I think this book has ruined me for novels about WWII. I just read We Were the Lucky Ones by Georgia Hunter and felt it was very meh ..... not bad, but not great. I now want all WWII novels to be as emotionally gripping as Doerr's book. Do you have other recommendations?
The ones I told Jojo about are the ones at the tip of my mind. I have read so many books in the last 18 months that I kind of have gotten them all bunched together and not many of them really stand out. One reason for that is that I have been doing this thing - instead of just going out and buying a ton of books, which I can't afford to be doing at the moment, I have picked up a ton of paperbacks from thrift shops and I have been churning through them, and it has been nice, but they haven't really been things that I would necessarily recommend to other people. For example, I read "Chesapeake" and "Hawaii" by James Michener, an author I never thought I would bother with, and I really liked both of them ... but I just have no idea how other people would feel about them. Two WW2 novels I read - "Time and Tide" and "Once an Eagle" - I really liked, but I don't know how much of that was just me being in the mood to read them - both were pretty straightforward, normal war fiction and I felt that they aged pretty well, but who knows.
One romantic WW2 book I can highly recommend is "December 6" by Martin Cruz Smith. It's like "Casablanca" set in Tokyo and it's really good. It's more of a crime novel than mainstream fiction IIRC, but I
LOVE "Casablanca," so it really spoke to me.
The other one, of course, is "The English Patient," which is more or less greater than anything ever ... but it's also quite a challenging read. Possibly the greatest book-to-film adaptation ever and both book and film are romantic masterpieces.

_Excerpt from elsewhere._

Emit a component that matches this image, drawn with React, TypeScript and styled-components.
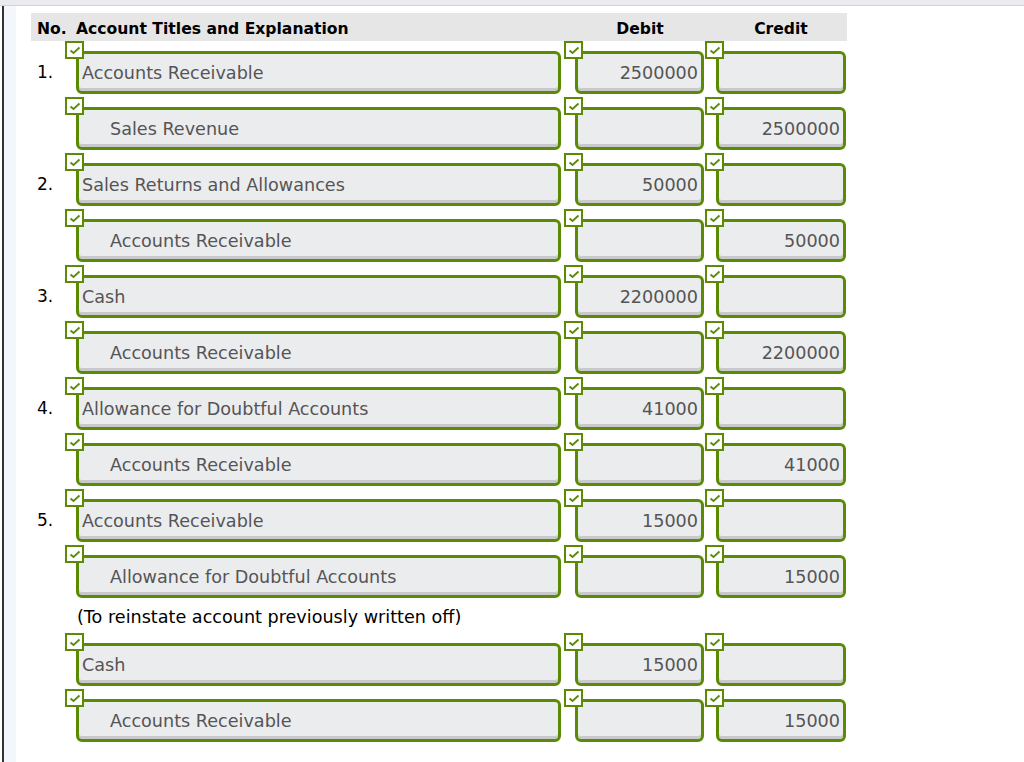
import React, { FC } from 'react'
import styled, { createGlobalStyle } from 'styled-components'

const GlobalStyle = createGlobalStyle`
  html, body {
    margin: 0;
    padding: 0;
    background: #fff;
  }
  body {
    font-family: "DejaVu Sans", Verdana, sans-serif;
  }
`

type Entry = {
  no?: string
  account: string
  indent?: boolean
  debit?: string
  credit?: string
}

type Group = {
  note?: string
  entries: Entry[]
}

const groups: Group[] = [
  {
    entries: [
      { no: '1.', account: 'Accounts Receivable', debit: '2500000' },
      { account: 'Sales Revenue', indent: true, credit: '2500000' },
      { no: '2.', account: 'Sales Returns and Allowances', debit: '50000' },
      { account: 'Accounts Receivable', indent: true, credit: '50000' },
      { no: '3.', account: 'Cash', debit: '2200000' },
      { account: 'Accounts Receivable', indent: true, credit: '2200000' },
      { no: '4.', account: 'Allowance for Doubtful Accounts', debit: '41000' },
      { account: 'Accounts Receivable', indent: true, credit: '41000' },
      { no: '5.', account: 'Accounts Receivable', debit: '15000' },
      { account: 'Allowance for Doubtful Accounts', indent: true, credit: '15000' },
    ],
  },
  {
    note: '(To reinstate account previously written off)',
    entries: [
      { account: 'Cash', debit: '15000' },
      { account: 'Accounts Receivable', indent: true, credit: '15000' },
    ],
  },
]

const CheckMark: FC = () => (
  <CheckBox>
    <svg width="12" height="9" viewBox="0 0 12 9">
      <polyline points="1.5,4.5 4.5,7 10.5,1.5" fill="none" stroke="#5b8a04" strokeWidth="1.8" />
    </svg>
  </CheckBox>
)

type FieldProps = {
  value?: string
  align?: 'left' | 'right'
  indent?: boolean
  trail?: number
}

const Field: FC<FieldProps> = ({ value, align = 'left', indent, trail = 1 }) => (
  <Cell $trail={trail}>
    <CheckMark />
    <InputBox $align={align} $indent={indent}>
      {value}
    </InputBox>
  </Cell>
)

const EntryRow: FC<{ entry: Entry }> = ({ entry }) => (
  <Row>
    <Num>{entry.no}</Num>
    <Field value={entry.account} indent={entry.indent} trail={3} />
    <Field value={entry.debit} align="right" />
    <Field value={entry.credit} align="right" />
  </Row>
)

export default function App() {
  return (
    <>
      <GlobalStyle />
      <TopStrip />
      <Page>
        <Rail />
        <Content>
          <Table>
            <Header>
              <HeadNo>No.</HeadNo>
              <HeadTitle>Account Titles and Explanation</HeadTitle>
              <HeadAmount>Debit</HeadAmount>
              <HeadAmount>Credit</HeadAmount>
            </Header>
            {groups.map((g, gi) => (
              <React.Fragment key={gi}>
                {g.note && <Note>{g.note}</Note>}
                {g.entries.map((e, i) => (
                  <EntryRow key={i} entry={e} />
                ))}
              </React.Fragment>
            ))}
          </Table>
        </Content>
      </Page>
    </>
  )
}

const TopStrip = styled.div`
  height: 5px;
  background: #e9ebef;
  border-bottom: 1px solid #cbd4df;
`

const Page = styled.div`
  display: flex;
  min-height: 756px;
`

const Rail = styled.div`
  width: 12px;
  margin-left: 2px;
  border-left: 2px solid #333;
  background: #f3f7fb;
  flex-shrink: 0;
`

const Content = styled.div`
  padding: 7px 0 0 15px;
`

const Table = styled.div`
  width: 816px;
`

const Header = styled.div`
  display: grid;
  grid-template-columns: 45px 488px 141px 141px;
  height: 28px;
  box-sizing: border-box;
  padding-top: 3px;
  align-items: center;
  background: #e6e6e6;
  font-weight: bold;
  font-size: 15.6px;
  color: #000;
`

const HeadNo = styled.div`
  padding-left: 6px;
`

const HeadTitle = styled.div``

const HeadAmount = styled.div`
  text-align: center;
  padding-left: 11px;
`

const Row = styled.div`
  display: grid;
  grid-template-columns: 34px 499px 141px 142px;
  height: 56px;
`

const Num = styled.div`
  padding: 21px 0 0 6px;
  font-size: 17px;
  color: #000;
`

const Cell = styled.div<{ $trail: number }>`
  position: relative;
  padding: 10px ${(p) => p.$trail}px 0 11px;
`

const CheckBox = styled.div`
  position: absolute;
  left: 0;
  top: 0;
  width: 15px;
  height: 14px;
  border: 2px solid #5b8a04;
  background: #fff;
  display: flex;
  align-items: center;
  justify-content: center;
  z-index: 1;
`

const InputBox = styled.div<{ $align: 'left' | 'right'; $indent?: boolean }>`
  height: 43px;
  box-sizing: border-box;
  border: 3px solid #5b8a04;
  border-radius: 6px;
  background: #ebecee;
  box-shadow: inset 0 -3px 0 #c9c9cb;
  display: flex;
  align-items: center;
  justify-content: ${(p) => (p.$align === 'right' ? 'flex-end' : 'flex-start')};
  padding: 0 ${(p) => (p.$align === 'right' ? '3px' : '0')} 0 ${(p) => (p.$indent ? '31px' : '3px')};
  font-size: 17.6px;
  color: #555;
  white-space: nowrap;
`

const Note = styled.div`
  height: 32px;
  box-sizing: border-box;
  padding: 6px 0 0 46px;
  font-size: 17.6px;
  color: #000;
`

Freestyling thoughts: "Catch-22" is the greatest WW2 novel, of course. "The Naked and the Dead" by Norman Mailer is an excellent read. "Slaughterhouse 5" is very affecting, very clever, very funny - Vonnegut is one of my top 3-5 favorite authors - but "Cat's Cradle" is even better. "The Things They Carried" by Tim O'Brien, about Vietnam, is epic. The Regeneration trilogy by Pat Barker is amazeballs, but a little bit slow. The Barrytown trilogy by Roddy Doyle (starting with "The Commitments") is hilarious.
OH! I know - "A Very Long Engagement," WW1 love story (made into a good film, too) - really good stuff.